Donald Knuth has called huffman coding one of the fundamental ideas in Computer Science for its ubiquitous role in coding and compression algorithms used in data communication and data storage. Many of the most popular compression methods, such as ZIP, JPEG and MP3 make use of huffman coding at some point. Huffman coding was discovered by David Huffman, as a graduate student at MIT in 1951. He and his classmates were given the choice of a term paper or a final exam. The term paper was on the problem of finding the most efficient binary code. Huffman found himself unable to show any of the known codes were most efficient, and was just about to give-up when he had an epiphany and the solution to the problem came to him

"It was the most singular moment of my life," Huffman says. "There was the absolute lightning of sudden realization."

A binary code is a way of representing data (called a message), such as a picture or text or music, as a sequence of 0s and 1s (bits.) For example, ASCII code represents text characters using seven bits. Pictures can be represented by lists of positions and colors (the color of each pixel), and colors can be represented using 24 bits to represent the three color components: red, green and blue.
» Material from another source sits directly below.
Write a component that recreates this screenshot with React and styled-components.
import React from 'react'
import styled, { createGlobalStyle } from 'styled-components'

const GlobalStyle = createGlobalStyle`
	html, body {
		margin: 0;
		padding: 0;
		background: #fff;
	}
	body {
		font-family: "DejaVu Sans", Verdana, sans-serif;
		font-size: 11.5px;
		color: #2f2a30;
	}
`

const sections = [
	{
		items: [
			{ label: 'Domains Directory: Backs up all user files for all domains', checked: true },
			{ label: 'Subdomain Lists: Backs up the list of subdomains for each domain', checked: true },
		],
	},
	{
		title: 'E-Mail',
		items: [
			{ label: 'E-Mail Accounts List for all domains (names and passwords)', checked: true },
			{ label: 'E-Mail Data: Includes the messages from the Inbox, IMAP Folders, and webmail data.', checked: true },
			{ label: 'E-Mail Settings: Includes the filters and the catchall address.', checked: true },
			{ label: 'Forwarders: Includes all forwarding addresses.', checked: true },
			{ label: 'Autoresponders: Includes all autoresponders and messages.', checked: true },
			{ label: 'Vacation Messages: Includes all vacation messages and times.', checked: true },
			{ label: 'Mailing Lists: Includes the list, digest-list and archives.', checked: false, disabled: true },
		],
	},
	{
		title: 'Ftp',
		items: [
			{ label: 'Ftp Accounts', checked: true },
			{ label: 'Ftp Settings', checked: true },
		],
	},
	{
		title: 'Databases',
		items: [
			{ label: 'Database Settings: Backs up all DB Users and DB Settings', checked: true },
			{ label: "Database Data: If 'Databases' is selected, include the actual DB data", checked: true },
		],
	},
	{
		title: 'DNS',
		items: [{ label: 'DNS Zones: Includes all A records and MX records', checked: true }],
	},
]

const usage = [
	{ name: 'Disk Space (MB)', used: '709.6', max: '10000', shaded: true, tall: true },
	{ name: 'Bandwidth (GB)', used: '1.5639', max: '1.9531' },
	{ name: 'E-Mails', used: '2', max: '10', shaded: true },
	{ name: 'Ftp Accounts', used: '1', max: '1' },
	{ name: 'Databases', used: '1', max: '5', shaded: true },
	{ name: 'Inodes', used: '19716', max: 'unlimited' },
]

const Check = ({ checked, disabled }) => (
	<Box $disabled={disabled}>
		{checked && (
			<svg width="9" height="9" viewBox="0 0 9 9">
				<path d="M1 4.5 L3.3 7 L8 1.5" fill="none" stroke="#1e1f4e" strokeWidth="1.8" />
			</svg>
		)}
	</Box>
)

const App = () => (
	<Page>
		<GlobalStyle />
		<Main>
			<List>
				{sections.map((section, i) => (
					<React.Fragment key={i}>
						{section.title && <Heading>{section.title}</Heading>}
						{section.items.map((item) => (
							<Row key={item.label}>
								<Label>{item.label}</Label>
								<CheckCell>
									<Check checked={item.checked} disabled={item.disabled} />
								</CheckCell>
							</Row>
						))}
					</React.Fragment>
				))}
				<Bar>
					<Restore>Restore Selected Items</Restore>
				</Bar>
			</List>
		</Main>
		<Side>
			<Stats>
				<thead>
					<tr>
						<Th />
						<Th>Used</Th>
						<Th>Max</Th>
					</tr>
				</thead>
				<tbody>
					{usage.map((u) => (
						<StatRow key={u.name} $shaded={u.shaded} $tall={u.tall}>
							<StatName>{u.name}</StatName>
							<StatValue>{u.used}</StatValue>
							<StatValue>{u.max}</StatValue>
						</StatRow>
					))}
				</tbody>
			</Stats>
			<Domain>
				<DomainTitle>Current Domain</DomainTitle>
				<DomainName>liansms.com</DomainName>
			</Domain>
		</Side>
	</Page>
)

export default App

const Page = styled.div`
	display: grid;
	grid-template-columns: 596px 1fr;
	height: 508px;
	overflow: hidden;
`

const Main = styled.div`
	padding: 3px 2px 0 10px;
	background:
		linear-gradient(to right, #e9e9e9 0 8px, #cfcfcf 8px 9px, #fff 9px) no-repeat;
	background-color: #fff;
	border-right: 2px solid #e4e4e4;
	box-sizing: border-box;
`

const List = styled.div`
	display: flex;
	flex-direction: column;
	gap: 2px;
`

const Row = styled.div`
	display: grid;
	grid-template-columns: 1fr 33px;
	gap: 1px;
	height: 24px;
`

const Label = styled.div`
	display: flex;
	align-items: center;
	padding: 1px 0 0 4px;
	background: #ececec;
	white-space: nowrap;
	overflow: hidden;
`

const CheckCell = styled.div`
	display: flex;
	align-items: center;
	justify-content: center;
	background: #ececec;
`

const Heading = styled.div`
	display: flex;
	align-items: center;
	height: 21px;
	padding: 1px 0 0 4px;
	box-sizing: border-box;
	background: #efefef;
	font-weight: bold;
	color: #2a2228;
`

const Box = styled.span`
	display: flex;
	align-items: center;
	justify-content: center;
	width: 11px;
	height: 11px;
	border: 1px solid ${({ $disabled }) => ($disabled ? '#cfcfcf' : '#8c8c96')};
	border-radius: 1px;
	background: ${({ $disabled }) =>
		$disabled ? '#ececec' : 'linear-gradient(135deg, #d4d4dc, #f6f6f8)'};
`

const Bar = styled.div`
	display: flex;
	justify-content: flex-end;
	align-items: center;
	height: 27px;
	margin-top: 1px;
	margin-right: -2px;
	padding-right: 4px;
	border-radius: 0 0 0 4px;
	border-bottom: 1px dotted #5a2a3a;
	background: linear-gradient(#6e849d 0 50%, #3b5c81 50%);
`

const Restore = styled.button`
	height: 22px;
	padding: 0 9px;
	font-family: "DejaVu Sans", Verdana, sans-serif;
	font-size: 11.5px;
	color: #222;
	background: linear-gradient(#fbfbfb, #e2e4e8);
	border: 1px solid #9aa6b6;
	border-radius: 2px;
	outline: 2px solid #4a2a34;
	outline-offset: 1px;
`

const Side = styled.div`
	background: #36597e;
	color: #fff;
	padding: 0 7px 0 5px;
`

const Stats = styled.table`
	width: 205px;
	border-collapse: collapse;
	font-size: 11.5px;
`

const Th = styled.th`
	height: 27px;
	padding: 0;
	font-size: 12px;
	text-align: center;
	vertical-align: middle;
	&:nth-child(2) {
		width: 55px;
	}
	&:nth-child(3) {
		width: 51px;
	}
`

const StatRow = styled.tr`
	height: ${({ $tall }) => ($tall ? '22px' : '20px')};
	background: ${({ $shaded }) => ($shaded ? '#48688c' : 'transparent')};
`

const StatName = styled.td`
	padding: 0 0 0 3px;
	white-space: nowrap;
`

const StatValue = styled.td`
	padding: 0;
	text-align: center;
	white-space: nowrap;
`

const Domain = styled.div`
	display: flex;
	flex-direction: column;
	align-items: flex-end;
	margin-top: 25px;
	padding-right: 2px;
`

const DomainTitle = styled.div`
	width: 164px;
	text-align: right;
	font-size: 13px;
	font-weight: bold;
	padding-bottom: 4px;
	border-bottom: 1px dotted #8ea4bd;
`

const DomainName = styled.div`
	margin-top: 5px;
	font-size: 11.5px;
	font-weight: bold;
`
For example, suppose we are coding messages using only the letters A through H. We can choose a code using three bits for each of the eight possible characters:

 A 000 C 010 E 100 G 110 B 001 D 011 F 101 H 111

With this code, the message

BACADAEAFABBAAAGAH

is encoded as a sequence of 54 bits

001000010000011000100000101000001001000000000110000111

Codes such as ASCII and the A-through-H code above are known as fixed-length codes, because they represent each symbol in the message with the same number of bits.
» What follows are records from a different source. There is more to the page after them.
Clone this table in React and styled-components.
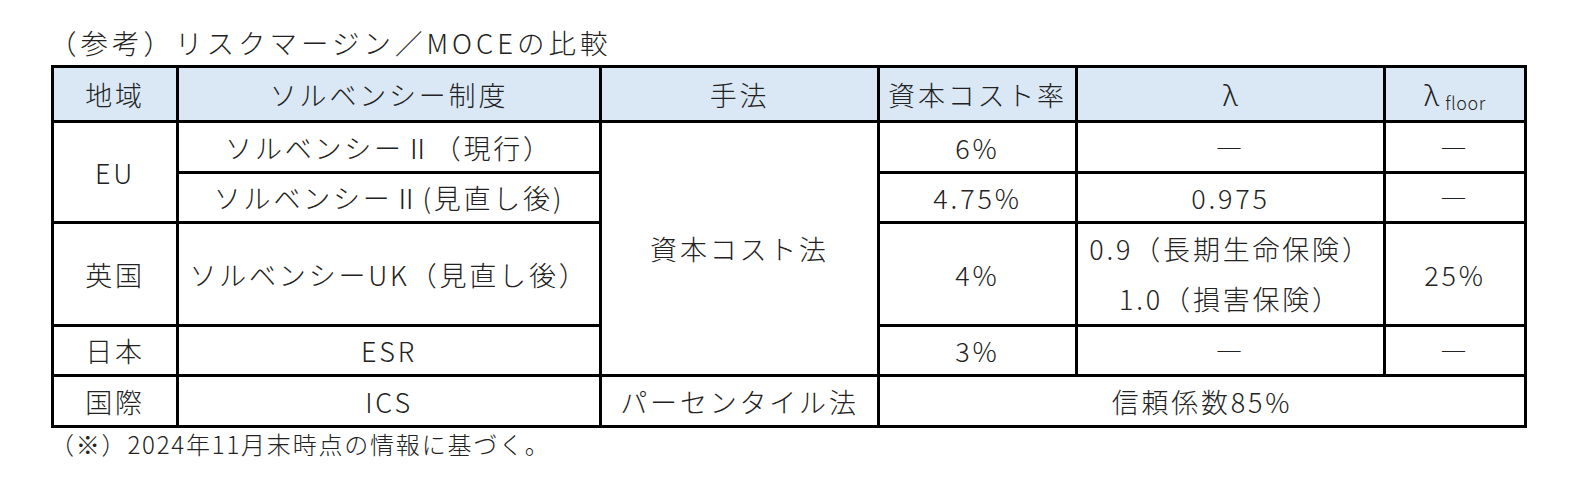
import React from 'react';
import styled, { createGlobalStyle } from 'styled-components';

const GlobalStyle = createGlobalStyle`
  html, body {
    margin: 0;
    padding: 0;
    background: #ffffff;
  }
  body {
    font-family: "Noto Sans CJK JP", "Noto Sans", sans-serif;
    font-weight: 300;
    color: #222222;
  }
`;

const Page = styled.div`
  width: 1582px;
  height: 482px;
  padding-left: 51px;
  box-sizing: border-box;
`;

const Title = styled.div`
  height: 65px;
  padding-top: 28px;
  box-sizing: border-box;
  line-height: 28px;
  font-size: 27.5px;
  letter-spacing: 4px;
  margin-left: -2px;
`;

const Table = styled.table`
  border-collapse: collapse;
  table-layout: fixed;
  width: 1473px;
  font-size: 27px;
  letter-spacing: 2.8px;

  th, td {
    border: 3px solid #000;
    padding: 0;
    text-align: center;
    vertical-align: middle;
    font-weight: 300;
    white-space: nowrap;
  }
`;

const HeadCell = styled.th`
  background: #dae8f6;
`;

const Row = styled.tr`
  height: ${p => p.$h}px;
`;

const Lines = styled.td`
  line-height: 50px;
`;

const Lambda = styled.span`
  font-family: "Noto Sans", "DejaVu Sans", sans-serif;
  font-size: 30px;
  font-weight: 300;
  letter-spacing: 0;
`;

const Sub = styled.span`
  font-size: 18px;
  letter-spacing: 0.5px;
  margin-left: 6px;
  vertical-align: -4px;
`;

const Note = styled.div`
  line-height: 32px;
  font-size: 24px;
  letter-spacing: 1.8px;
  margin-left: -1px;
`;

const widths = [125, 423, 278, 198, 308, 141];
const DASH = '―';

export default function App() {
  return (
    <>
      <GlobalStyle />
      <Page>
        <Title>（参考）リスクマージン／MOCEの比較</Title>
        <Table>
          <colgroup>
            {widths.map((w, i) => <col key={i} style={{ width: w }} />)}
          </colgroup>
          <thead>
            <Row $h={55}>
              <HeadCell>地域</HeadCell>
              <HeadCell>ソルベンシー制度</HeadCell>
              <HeadCell>手法</HeadCell>
              <HeadCell>資本コスト率</HeadCell>
              <HeadCell><Lambda>λ</Lambda></HeadCell>
              <HeadCell><Lambda>λ</Lambda><Sub>floor</Sub></HeadCell>
            </Row>
          </thead>
          <tbody>
            <Row $h={51}>
              <td rowSpan={2}>EU</td>
              <td>ソルベンシーⅡ（現行）</td>
              <td rowSpan={4}>資本コスト法</td>
              <td>6%</td>
              <td>{DASH}</td>
              <td>{DASH}</td>
            </Row>
            <Row $h={50}>
              <td>ソルベンシーⅡ(見直し後)</td>
              <td>4.75%</td>
              <td>0.975</td>
              <td>{DASH}</td>
            </Row>
            <Row $h={102}>
              <td>英国</td>
              <td>ソルベンシーUK（見直し後）</td>
              <td>4%</td>
              <Lines>0.9（長期生命保険）<br />1.0（損害保険）</Lines>
              <td>25%</td>
            </Row>
            <Row $h={50}>
              <td>日本</td>
              <td>ESR</td>
              <td>3%</td>
              <td>{DASH}</td>
              <td>{DASH}</td>
            </Row>
            <Row $h={51}>
              <td>国際</td>
              <td>ICS</td>
              <td>パーセンタイル法</td>
              <td colSpan={3}>信頼係数85%</td>
            </Row>
          </tbody>
        </Table>
        <Note>（※）2024年11月末時点の情報に基づく。</Note>
      </Page>
    </>
  );
}
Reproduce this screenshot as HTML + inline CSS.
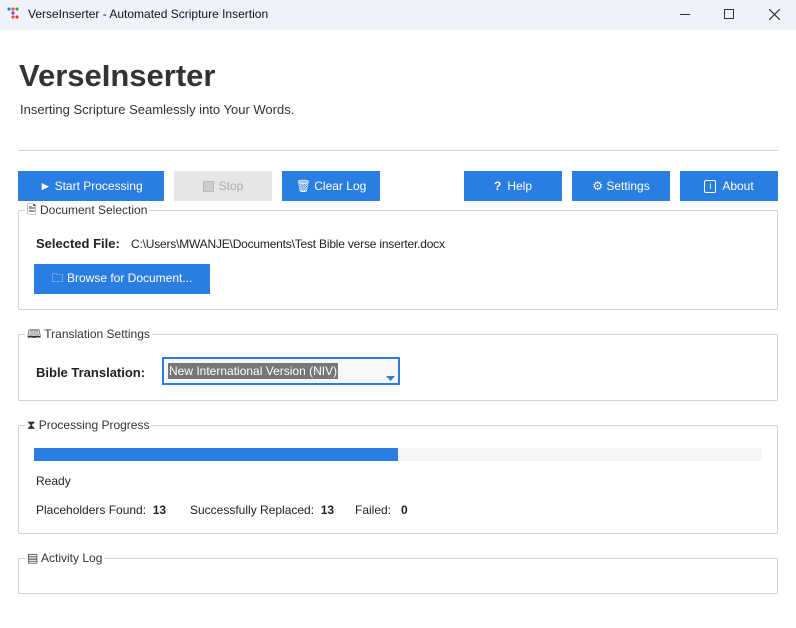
<!DOCTYPE html><html><head><style>
*{margin:0;padding:0;box-sizing:border-box}
body{width:796px;height:628px;background:#fff;font-family:"Liberation Sans",sans-serif;color:#222;position:relative;overflow:hidden;font-size:12px}
.a{position:absolute}
.tb{left:0;top:0;width:796px;height:30px;background:#eff3f9}
.btn{position:absolute;background:#2a7de1;color:#fff;font-size:12px;display:flex;align-items:center;justify-content:center;height:30px;top:171px}
.grp{position:absolute;left:18px;width:760px;border:1px solid #cdd3da;border-radius:2px}
.lg{position:absolute;left:6px;top:-8px;background:#fff;padding:0 2px 0 2px;font-size:12px;color:#333;line-height:14px;white-space:nowrap}
b{font-weight:bold}
</style></head><body>
<div class="a tb"></div>
<svg class="a" style="left:7px;top:7px" width="14" height="16"><circle cx="2" cy="2" r="1.6" fill="#2a7de1"/><circle cx="6" cy="2" r="1.6" fill="#e53"/><circle cx="10" cy="2" r="1.6" fill="#3a3"/><circle cx="6" cy="6" r="1.6" fill="#93c"/><circle cx="6" cy="10" r="1.6" fill="#e53"/><circle cx="10" cy="10" r="1.6" fill="#e33"/></svg>
<div class="a" style="left:28px;top:7px;font-size:12px;color:#111">VerseInserter - Automated Scripture Insertion</div>
<div class="a" style="left:680px;top:14px;width:10px;height:1px;background:#333"></div>
<div class="a" style="left:724px;top:9px;width:10px;height:10px;border:1px solid #333"></div>
<svg class="a" style="left:769px;top:9px" width="11" height="11"><path d="M0 0L11 11M11 0L0 11" stroke="#333" stroke-width="1.2"/></svg>
<div class="a" style="left:19px;top:58px;font-size:31px;font-weight:bold;color:#333">VerseInserter</div>
<div class="a" style="left:20px;top:102px;font-size:13px;color:#333">Inserting Scripture Seamlessly into Your Words.</div>
<div class="a" style="left:18px;top:150px;width:760px;height:1px;background:#cdd3da"></div>
<div class="btn" style="left:18px;width:146px">► Start Processing</div>
<div class="btn" style="left:174px;width:98px;background:#e6e6e6;color:#aaa"><span style="display:inline-block;width:11px;height:11px;border:1px solid #bbb;background:#ccc;margin-right:5px"></span>Stop</div>
<div class="btn" style="left:282px;width:98px">🗑 Clear Log</div>
<div class="btn" style="left:464px;width:98px"><b style="margin-right:6px">?</b>Help</div>
<div class="btn" style="left:572px;width:98px">⚙ Settings</div>
<div class="btn" style="left:680px;width:98px"><span style="display:inline-block;width:12px;height:13px;border:1px solid #fff;border-radius:2px;font-size:9px;text-align:center;line-height:11px;margin-right:6px">i</span>About</div>
<div class="grp" style="top:210px;height:100px"><div class="lg">🗎 Document Selection</div></div>
<div class="a" style="left:36px;top:236px;font-size:13px"><b>Selected File:</b></div>
<div class="a" style="left:131px;top:237px;font-size:12px;letter-spacing:-0.2px">C:\Users\MWANJE\Documents\Test Bible verse inserter.docx</div>
<div class="btn" style="left:34px;top:264px;width:176px">🗀 Browse for Document...</div>
<div class="grp" style="top:334px;height:67px"><div class="lg">🕮 Translation Settings</div></div>
<div class="a" style="left:36px;top:365px;font-size:13px"><b>Bible Translation:</b></div>
<div class="a" style="left:162px;top:357px;width:238px;height:28px;border:2px solid #2a7de1;background:#f7f8fa"></div>
<div class="a" style="left:168px;top:363px;background:#777;color:#fff;font-size:12px;padding:1px 1px">New International Version (NIV)</div>
<svg class="a" style="left:386px;top:376px" width="9" height="5"><path d="M0 0H9L4.5 5Z" fill="#2a7de1"/></svg>
<div class="grp" style="top:425px;height:109px"><div class="lg">⧗ Processing Progress</div></div>
<div class="a" style="left:34px;top:448px;width:728px;height:13px;background:#f4f5f7"></div>
<div class="a" style="left:34px;top:448px;width:364px;height:13px;background:#2a7de1"></div>
<div class="a" style="left:36px;top:474px;font-size:12px">Ready</div>
<div class="a" style="left:36px;top:503px;font-size:12px">Placeholders Found:&nbsp; <b>13</b></div>
<div class="a" style="left:190px;top:503px;font-size:12px">Successfully Replaced:&nbsp; <b>13</b></div>
<div class="a" style="left:355px;top:503px;font-size:12px">Failed:&nbsp;&nbsp; <b>0</b></div>
<div class="grp" style="top:558px;height:36px"><div class="lg">▤ Activity Log</div></div>
</body></html>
David Huffman's basic insight was to use variable-length codes, in which different symbols may be represented by different numbers of bits. If some symbols appear more frequently in the message, then we can encode the data using fewer bits if we assign shorter codes to these symbols. In the above message the letter A occurs 8 times, B occurs 3 times and all other letters occur once. Using this information the huffman coding procedure assigns the following codes to each letter:

 A 0 C 1010 E 1100 G 1110 B 100 D 1011 F 1101 H 1111

Notice that A has the shortest code, B next shortest, and all other letters have the same length code. With this code the same message as above is encoded by the sequence

100010100101101100011010100100000111001111

This string contains 42 bits, so it saves more than 20% in space in comparison with the fixed-length code A-through-H.

### 1. Code Trees

This section will introduce you the data structure, a `code-tree`, that we will use to create codes for each symbol occuring in the example message above. We will use these trees to encode and decode messages using these symbols.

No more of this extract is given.